El fermento de relaciones cívicas de amistad es el amor que, en clave cristiana, se sustancia en el amor universal predicado por Jesucristo en el sermón de la montaña. Sobre esta cuestión, Maritain entabló un interesante y enriquecedor diálogo con otro insigne pensador: Raymon Aaron. Sus tesis, de las que su introducción a la obra de Max Weber El político y el científico (Alianza Editorial 1979), son una buena síntesis, se oponían frontalmente a las de quien, como Maritain, dedicó cientos de páginas a la razón última del orden político, que no es el poder, sino el bien común. Persona y sociedad (1939), Los derechos humanos y la ley natural (1942), El fin del maquiavelismo (1942), Cristianismo y democracia (1943), Principios de una política humanista (1944), La persona y el bien común (1947), y, por supuesto, El hombre y el Estado (1951), publicado por la Editorial Encuentro con motivo del 50 aniversario del fallecimiento de Maritain, son algunos de los títulos en los que este gran filósofo consagra las ideas aquí solo apuntadas.
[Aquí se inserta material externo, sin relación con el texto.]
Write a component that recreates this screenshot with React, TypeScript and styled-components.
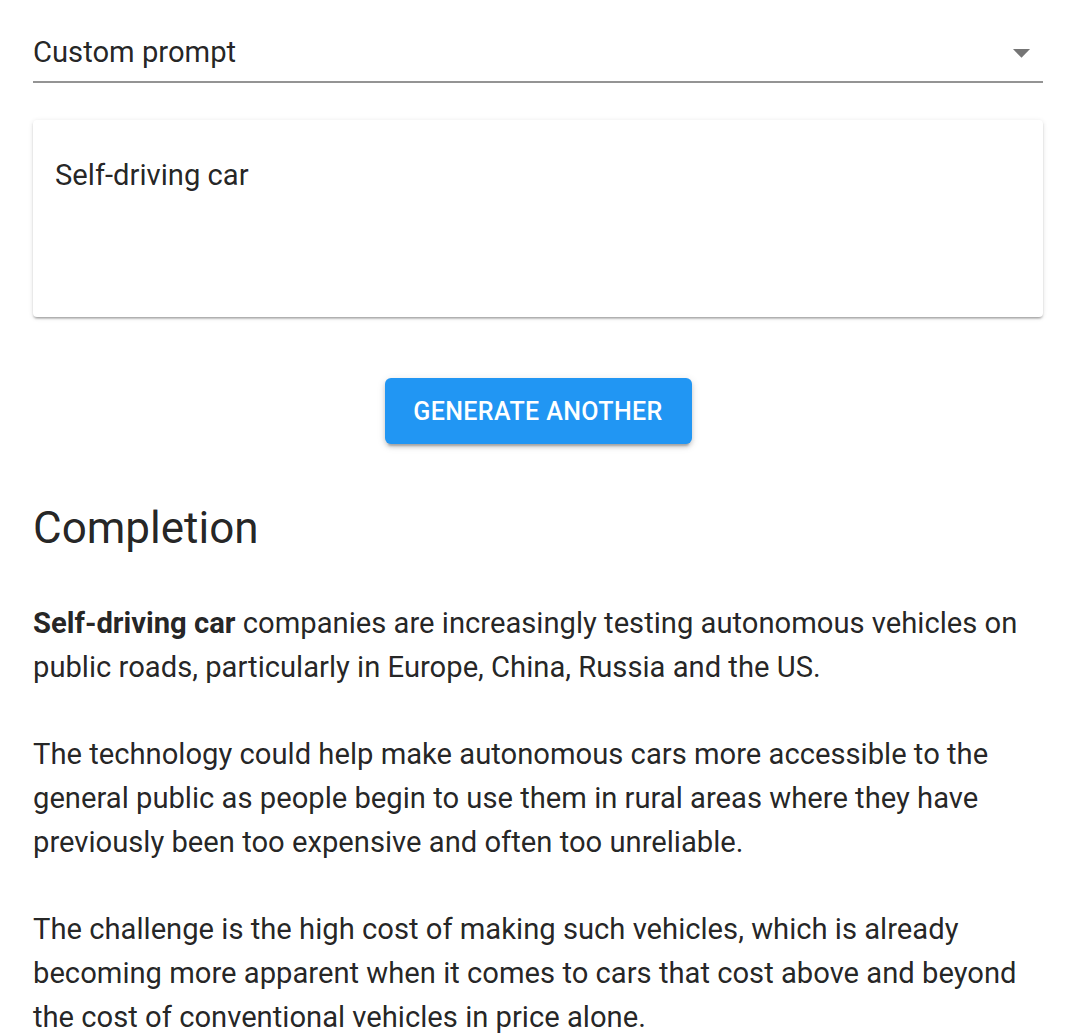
import React, { useState } from "react";
import styled, { createGlobalStyle } from "styled-components";

const GlobalStyle = createGlobalStyle`
  body {
    margin: 0;
    background: #ffffff;
    font-family: Roboto, "Noto Sans", Arial, sans-serif;
    color: rgba(0, 0, 0, 0.87);
  }
`;

const paragraphs = [
  "The technology could help make autonomous cars more accessible to the general public as people begin to use them in rural areas where they have previously been too expensive and often too unreliable.",
  "The challenge is the high cost of making such vehicles, which is already becoming more apparent when it comes to cars that cost above and beyond the cost of conventional vehicles in price alone.",
];

export default function App() {
  const [prompt, setPrompt] = useState<string>("Self-driving car");

  return (
    <Page>
      <GlobalStyle />
      <Select>
        <SelectValue>Custom prompt</SelectValue>
        <DropIcon viewBox="0 0 24 24">
          <path d="M7 10l5 5 5-5z" />
        </DropIcon>
      </Select>
      <PromptCard>
        <PromptInput
          value={prompt}
          onChange={(e) => setPrompt(e.target.value)}
        />
      </PromptCard>
      <ButtonRow>
        <GenerateButton>Generate another</GenerateButton>
      </ButtonRow>
      <Heading>Completion</Heading>
      <Paragraph>
        <strong>Self-driving car</strong> companies are increasingly testing
        autonomous vehicles on public roads, particularly in Europe, China,
        Russia and the US.
      </Paragraph>
      {paragraphs.map((text, i) => (
        <Paragraph key={i}>{text}</Paragraph>
      ))}
    </Page>
  );
}

const Page = styled.div`
  display: flex;
  flex-direction: column;
  padding: 0 37px 0 33px;
`;

const Select = styled.div`
  display: flex;
  flex-direction: row;
  align-items: center;
  justify-content: space-between;
  padding: 30px 1px 7px 0;
  border-bottom: 2px solid rgba(0, 0, 0, 0.42);
`;

const SelectValue = styled.span`
  font-size: 29.2px;
  line-height: 44px;
  color: rgba(0, 0, 0, 0.87);
`;

const DropIcon = styled.svg`
  width: 41px;
  height: 41px;
  fill: rgba(0, 0, 0, 0.54);
`;

const PromptCard = styled.div`
  margin-top: 37px;
  height: 197px;
  box-sizing: border-box;
  padding: 33px 22px;
  background: #fff;
  border-radius: 4px;
  box-shadow: 0 3px 2px -2px rgba(0, 0, 0, 0.2), 0 2px 2px 0 rgba(0, 0, 0, 0.14),
    0 1px 5px 0 rgba(0, 0, 0, 0.12);
`;

const PromptInput = styled.input`
  width: 100%;
  border: none;
  outline: none;
  padding: 0;
  background: transparent;
  font-family: Roboto, "Noto Sans", Arial, sans-serif;
  font-size: 29.2px;
  line-height: 44px;
  height: 44px;
  color: rgba(0, 0, 0, 0.87);
`;

const ButtonRow = styled.div`
  display: flex;
  justify-content: center;
  margin-top: 61px;
`;

const GenerateButton = styled.button`
  width: 307px;
  height: 66px;
  border: none;
  border-radius: 6px;
  background: #2196f3;
  color: #fff;
  font-family: Roboto, "Noto Sans", Arial, sans-serif;
  font-weight: 500;
  font-size: 25px;
  letter-spacing: 0.4px;
  text-transform: uppercase;
  cursor: pointer;
  box-shadow: 0 5px 2px -3px rgba(0, 0, 0, 0.2), 0 3px 4px 0 rgba(0, 0, 0, 0.14),
    0 2px 8px 0 rgba(0, 0, 0, 0.12);
`;

const Heading = styled.h4`
  margin: 52px 0 41px;
  font-size: 44px;
  font-weight: 400;
  line-height: 64px;
  color: rgba(0, 0, 0, 0.87);
`;

const Paragraph = styled.p`
  margin: 0 0 43px;
  font-size: 29.2px;
  line-height: 44px;
  color: rgba(0, 0, 0, 0.87);

  strong {
    font-weight: 700;
  }
`;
Su olvido, como escribió Eugenio Nasarre en El Debate, «es un mal signo». Jacques Maritain, escribe Nasarre, «se ha alejado demasiado de los hombres y los católicos de nuestro tiempo […]. Busquemos la forma de leerlo o releerlo, porque ayudará a la comprensión de los problemas de nuestra época y de sus desafíos, así como para descubrir posibles caminos hacia una civilización que dará a los hombres, no ciertamente la felicidad perfecta, pero sí un ordenamiento más digno y los hará algo más felices en la tierra». Merece la pena sumarse a este empeño intelectual y práctico al que invita Nasarre. Entre otras razones, porque disipar las tentaciones del perfeccionismo en la vida política es el primer paso para poder participar activamente en la promoción del ideal de vida buena para los hombres y mujeres que viven en común.